#### REQUIREMENT:
Pictures excluded, return the lines below from the first through the line holding "h-[38px] w-full rounded-[4px]".

#### SOURCE EXCERPT:
▬▬▬

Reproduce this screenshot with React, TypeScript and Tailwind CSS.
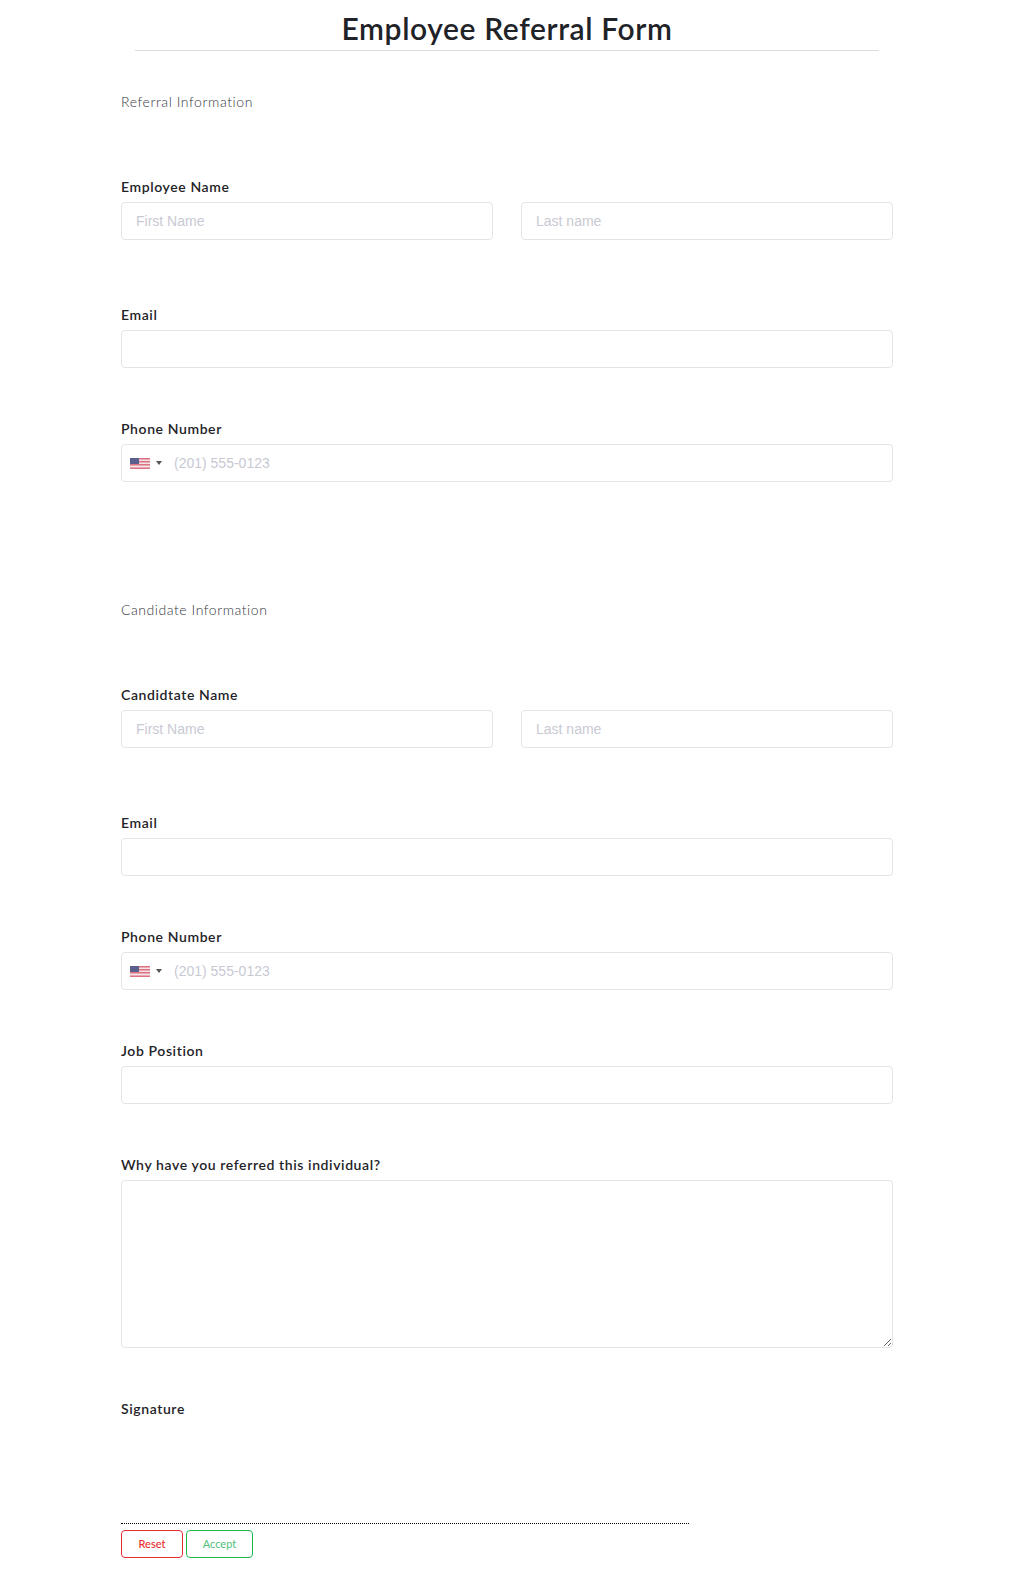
import type { ReactNode } from "react";

const inputClass =
  "block h-[38px] w-full rounded-[4px] border border-[#e3e4e8] bg-white px-[14px] font-['Liberation_Sans',sans-serif] text-[14px] text-[#333] outline-none placeholder:text-[#c8cad3]";

function Label({ children }: { children: ReactNode }) {
  return <label className="mb-[4px] block h-5 text-[14px] leading-[18px] font-semibold tracking-[0.6px] text-[#1f2328]">{children}</label>;
}

function UsFlag() {
  return (
    <svg width="20" height="11" viewBox="0 0 20 11" className="shrink-0">
      <rect width="20" height="11" fill="#f3e3e6" />
      <rect width="20" height="1.5" fill="#dd7282" />
      <rect y="3" width="20" height="1.5" fill="#dd7282" />
      <rect y="6" width="20" height="1.5" fill="#dd7282" />
      <rect y="9.5" width="20" height="1.5" fill="#dd7282" />
      <rect width="9" height="6" fill="#5b5f8e" />
    </svg>
  );
}

function PhoneField({ className }: { className: string }) {
  return (
    <div className={className}>
      <Label>Phone Number</Label>
      <div className="flex h-[38px] items-center rounded-[4px] border border-[#e3e4e8] pl-[8px]">
        <UsFlag />
        <span className="mt-[-1px] ml-[6px] h-0 w-0 border-x-[3px] border-t-[4px] border-x-transparent border-t-[#555]" />
        <input
          placeholder="(201) 555-0123"
          className="ml-[12px] h-full flex-1 bg-transparent font-['Liberation_Sans',sans-serif] text-[14px] outline-none placeholder:text-[#c8cad3]"
        />
      </div>
    </div>
  );
}

function NameField({ label, className }: { label: string; className: string }) {
  return (
    <div className={className}>
      <Label>{label}</Label>
      <div className="grid grid-cols-2 gap-[28px]">
        <input placeholder="First Name" className={inputClass} />
        <input placeholder="Last name" className={inputClass} />
      </div>
    </div>
  );
}

function TextField({ label, className }: { label: string; className: string }) {
  return (
    <div className={className}>
      <Label>{label}</Label>
      <input className={inputClass} />
    </div>
  );
}

export default function App() {
  return (
    <div className="h-[1589px] w-[1014px] bg-white px-[121px] font-['Lato',sans-serif] text-[#1f2328]">
      <div className="mx-[14px] h-[51px] border-b border-[#dcdcdc] text-center">
        <h1 className="text-[30px] leading-[57px] font-semibold tracking-[0.6px]">Employee Referral Form</h1>
      </div>

      <p className="mt-[42px] h-5 text-[14px] leading-[18px] font-light tracking-[0.58px] text-[#33373e]">Referral Information</p>
      <NameField label="Employee Name" className="mt-[65px]" />
      <TextField label="Email" className="mt-[66px]" />
      <PhoneField className="mt-[52px]" />

      <p className="mt-[119px] h-5 text-[14px] leading-[18px] font-light tracking-[0.55px] text-[#33373e]">Candidate Information</p>
      <NameField label="Candidtate Name" className="mt-[65px]" />
      <TextField label="Email" className="mt-[66px]" />
      <PhoneField className="mt-[52px]" />
      <TextField label="Job Position" className="mt-[52px]" />

      <div className="mt-[52px]">
        <Label>Why have you referred this individual?</Label>
        <textarea className="block h-[168px] w-full resize-y rounded-[4px] border border-[#e3e4e8] bg-white px-[15px] outline-none" />
      </div>

      <div className="mt-[52px]">
        <Label>Signature</Label>
        <div className="mt-[103px] w-[568px] border-b-[1px] border-dotted border-black" />
        <div className="mt-[6px] flex gap-[3px]">
          <button className="h-[28px] w-[62px] rounded-[4px] border border-[#e52b2b] text-[11px] font-medium text-[#e52b2b]">Reset</button>
          <button className="h-[28px] w-[67px] rounded-[4px] border border-[#1fb84f] text-[11px] text-[#4fc07a]">Accept</button>
        </div>
      </div>
    </div>
  );
}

▬▬▬

#### TASK ANSWER:
Reproduce this screenshot with React, TypeScript and Tailwind CSS.
import type { ReactNode } from "react";

const inputClass =
  "block h-[38px] w-full rounded-[4px] border border-[#e3e4e8] bg-white px-[14px] font-['Liberation_Sans',sans-serif] text-[14px] text-[#333] outline-none placeholder:text-[#c8cad3]";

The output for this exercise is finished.